A dozen witches hurled the poisonous mandrake plant into the Danube to put a hex on government officials “so evil will befall them”, said a witch named Alisia. She added: “What is there to tax, when we hardly earn anything? The lawmakers don’t look at themselves, at how much they make, their tricks; they steal and they come to us asking us to put spells on their enemies.”

So, at a minimum, don’t drink from the Danube for a while. And lawmakers, you might want to go all purple, all the time. Got any purple skivvies?

The new law is part of the government’s drive to collect more revenue and crack down on tax evasion in a country that is in recession.

In the past, the less mainstream professions of witch, astrologer and fortune teller were not listed in the Romanian labour code. People who worked in those jobs used their lack of registration to evade income tax.

Under the new law, like any self-employed person, they will pay 16 per cent income tax and make contributions to health and pension programmes. But the law may be hard to enforce as payments to witches and astrologers are usually made in cash and relatively small.

Okay, so it’s virtually unenforceable. For this, lawmakers are willing to give up their entire non-purple wardrobe?

Supporters of Mircea Geoana, who lost the presidential race to Basescu in 2009, blamed his defeat on attacks of negative energy by their opponent’s aides. Geoana aide Viorel Hrebenciuc alleged there was a “violet flame” conspiracy during the campaign, saying Basescu and other aides dressed in purple on Thursdays to increase his chance of victory. They continue to be seen wearing purple clothing on important days because the colour supposedly makes the wearer superior and wards off evil.

This isn’t new in Romanian politics.

Such spiritualism has long been tolerated by the Orthodox Church in Romania, and the late Communist dictator Nicolae Ceausescu and his wife, Elena, had their own personal witch.

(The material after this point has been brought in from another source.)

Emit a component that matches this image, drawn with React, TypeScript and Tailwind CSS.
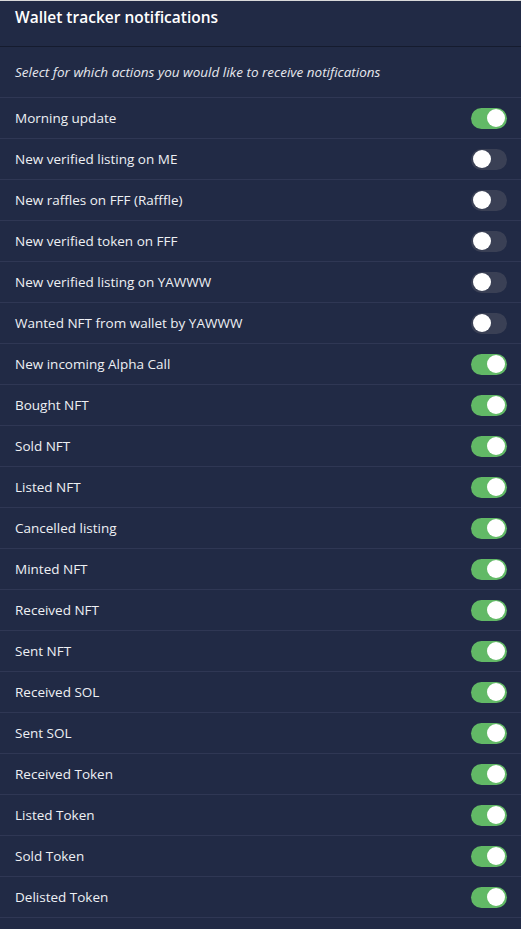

Queen witch Bratara Buzea, 63, who was imprisoned in 1977 for witchcraft under Ceausescu’s regime, is furious about the new law. Sitting cross-legged in her villa in the lake resort of Mogosoaia, just north of Bucharest, she said she planned to cast a spell using a particularly effective concoction of cat excrement and dead dog, accompanied by a chorus of witches.

Cat excrement and dead dog? It’s certainly not “a dog’s life” in Romania (at least not when the recipe dictates).

“We do harm to those who harm us,” she said. “They want to take the country out of this crisis using us? They should get us out of the crisis because they brought us into it.” She added ominously: “My curses always work.”